● RECORDS FOR THIS EXERCISE:
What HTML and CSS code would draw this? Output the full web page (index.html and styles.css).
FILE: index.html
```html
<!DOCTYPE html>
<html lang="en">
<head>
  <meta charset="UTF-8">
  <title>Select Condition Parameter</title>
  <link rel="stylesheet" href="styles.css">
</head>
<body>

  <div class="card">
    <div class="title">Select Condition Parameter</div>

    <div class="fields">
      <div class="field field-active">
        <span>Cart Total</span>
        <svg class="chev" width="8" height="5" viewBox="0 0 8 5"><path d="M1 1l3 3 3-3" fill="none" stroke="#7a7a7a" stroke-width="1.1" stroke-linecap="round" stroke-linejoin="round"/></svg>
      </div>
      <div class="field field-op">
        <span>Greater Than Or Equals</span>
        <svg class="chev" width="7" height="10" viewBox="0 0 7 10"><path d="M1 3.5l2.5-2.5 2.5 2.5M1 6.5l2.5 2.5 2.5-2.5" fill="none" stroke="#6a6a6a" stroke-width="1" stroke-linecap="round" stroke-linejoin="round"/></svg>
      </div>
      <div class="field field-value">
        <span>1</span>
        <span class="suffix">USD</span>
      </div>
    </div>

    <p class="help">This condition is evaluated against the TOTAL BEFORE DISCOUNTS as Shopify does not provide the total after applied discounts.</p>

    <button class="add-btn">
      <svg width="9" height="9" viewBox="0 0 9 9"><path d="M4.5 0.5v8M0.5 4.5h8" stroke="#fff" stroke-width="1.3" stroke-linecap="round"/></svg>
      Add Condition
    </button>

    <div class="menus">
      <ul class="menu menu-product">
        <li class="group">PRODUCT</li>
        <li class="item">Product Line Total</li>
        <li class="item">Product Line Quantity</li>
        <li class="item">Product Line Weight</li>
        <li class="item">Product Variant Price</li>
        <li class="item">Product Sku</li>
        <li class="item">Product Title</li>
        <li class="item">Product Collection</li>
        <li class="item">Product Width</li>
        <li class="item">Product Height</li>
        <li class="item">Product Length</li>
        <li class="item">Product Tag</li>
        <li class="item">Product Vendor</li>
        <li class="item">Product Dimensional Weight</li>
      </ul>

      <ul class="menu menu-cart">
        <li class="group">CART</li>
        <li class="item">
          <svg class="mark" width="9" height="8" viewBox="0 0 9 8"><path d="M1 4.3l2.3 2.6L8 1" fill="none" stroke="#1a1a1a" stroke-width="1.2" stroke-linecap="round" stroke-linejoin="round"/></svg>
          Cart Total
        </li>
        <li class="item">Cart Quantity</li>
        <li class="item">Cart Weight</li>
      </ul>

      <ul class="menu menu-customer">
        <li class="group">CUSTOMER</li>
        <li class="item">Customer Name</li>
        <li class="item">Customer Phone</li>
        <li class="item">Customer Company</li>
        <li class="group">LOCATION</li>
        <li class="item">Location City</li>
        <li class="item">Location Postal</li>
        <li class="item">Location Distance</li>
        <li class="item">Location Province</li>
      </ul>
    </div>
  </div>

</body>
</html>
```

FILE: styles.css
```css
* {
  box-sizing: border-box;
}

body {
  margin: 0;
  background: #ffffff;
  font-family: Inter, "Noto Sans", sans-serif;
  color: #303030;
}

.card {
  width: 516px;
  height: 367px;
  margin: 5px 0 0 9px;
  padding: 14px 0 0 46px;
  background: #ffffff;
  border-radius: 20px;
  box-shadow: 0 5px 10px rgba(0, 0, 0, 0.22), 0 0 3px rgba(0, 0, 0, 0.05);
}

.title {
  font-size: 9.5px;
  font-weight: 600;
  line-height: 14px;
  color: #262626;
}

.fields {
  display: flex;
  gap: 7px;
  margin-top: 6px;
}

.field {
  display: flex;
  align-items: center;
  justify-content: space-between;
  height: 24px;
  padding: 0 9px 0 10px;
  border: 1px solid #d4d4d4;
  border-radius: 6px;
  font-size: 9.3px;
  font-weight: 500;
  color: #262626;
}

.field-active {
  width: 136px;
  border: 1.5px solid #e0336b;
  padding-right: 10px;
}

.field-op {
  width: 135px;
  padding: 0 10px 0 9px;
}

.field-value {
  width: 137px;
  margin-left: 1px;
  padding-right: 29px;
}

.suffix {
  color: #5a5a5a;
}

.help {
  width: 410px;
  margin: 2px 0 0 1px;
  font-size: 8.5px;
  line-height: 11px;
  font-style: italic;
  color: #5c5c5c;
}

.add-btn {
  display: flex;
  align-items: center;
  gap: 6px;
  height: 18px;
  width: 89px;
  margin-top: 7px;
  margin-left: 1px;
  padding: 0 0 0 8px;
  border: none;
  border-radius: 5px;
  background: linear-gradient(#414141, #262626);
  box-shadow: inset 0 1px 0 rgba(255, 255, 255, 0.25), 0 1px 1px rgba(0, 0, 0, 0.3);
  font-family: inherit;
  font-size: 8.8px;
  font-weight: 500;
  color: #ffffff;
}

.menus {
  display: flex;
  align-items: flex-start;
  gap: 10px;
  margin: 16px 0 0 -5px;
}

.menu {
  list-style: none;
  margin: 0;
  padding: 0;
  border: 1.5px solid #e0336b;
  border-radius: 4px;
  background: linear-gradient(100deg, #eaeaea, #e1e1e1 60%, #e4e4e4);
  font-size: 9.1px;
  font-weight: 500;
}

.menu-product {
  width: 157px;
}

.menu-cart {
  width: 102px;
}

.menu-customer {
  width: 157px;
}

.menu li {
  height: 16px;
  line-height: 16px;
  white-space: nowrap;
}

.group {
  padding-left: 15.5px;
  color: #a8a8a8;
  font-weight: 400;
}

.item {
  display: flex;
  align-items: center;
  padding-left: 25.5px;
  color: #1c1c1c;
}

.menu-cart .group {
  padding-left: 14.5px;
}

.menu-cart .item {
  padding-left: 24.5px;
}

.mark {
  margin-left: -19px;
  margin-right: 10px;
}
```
--
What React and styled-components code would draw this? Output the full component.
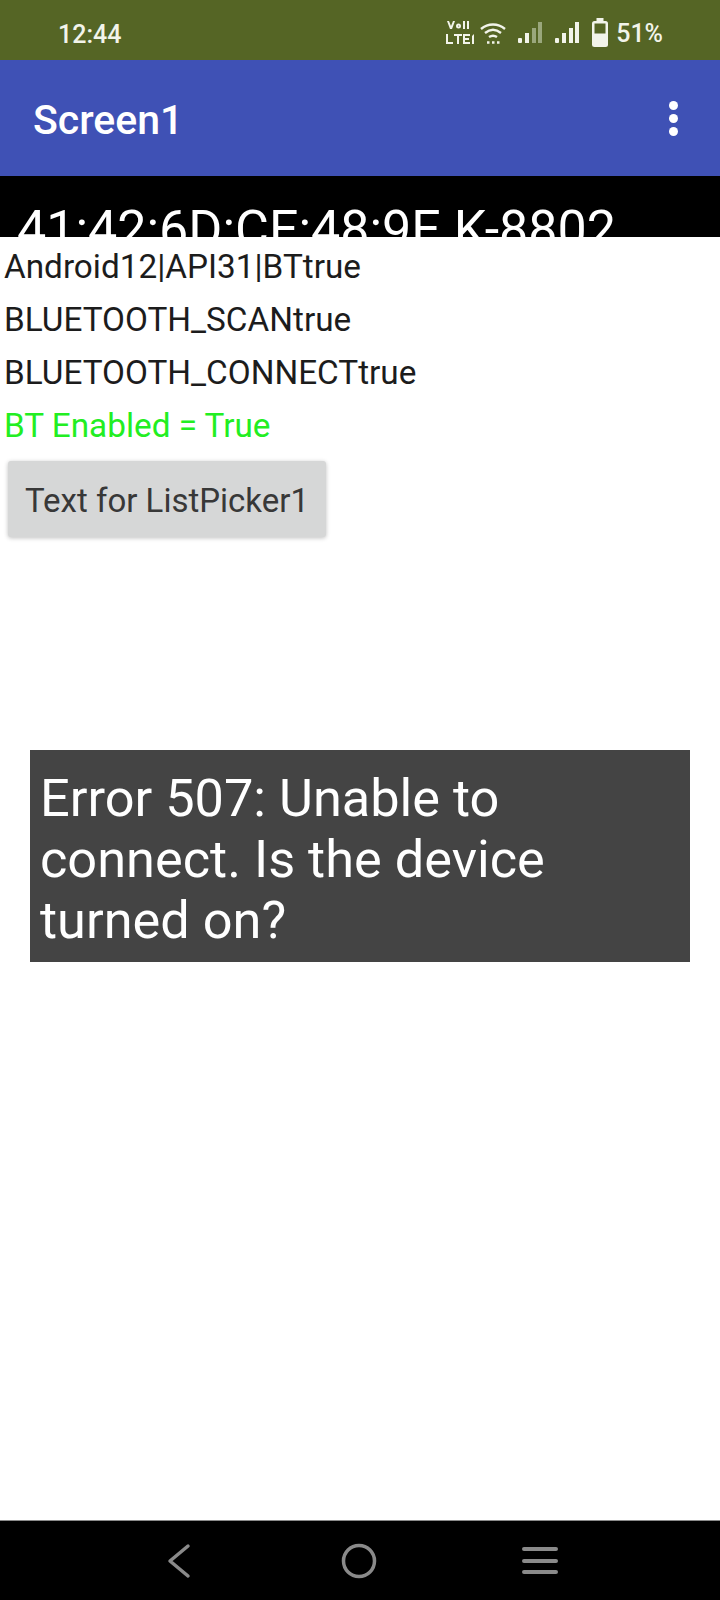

● REQUIREMENTS:
Using the listing above, show every line that includes the string "What".

● THE ANSWER:
What HTML and CSS code would draw this? Output the full web page (index.html and styles.css).
What React and styled-components code would draw this? Output the full component.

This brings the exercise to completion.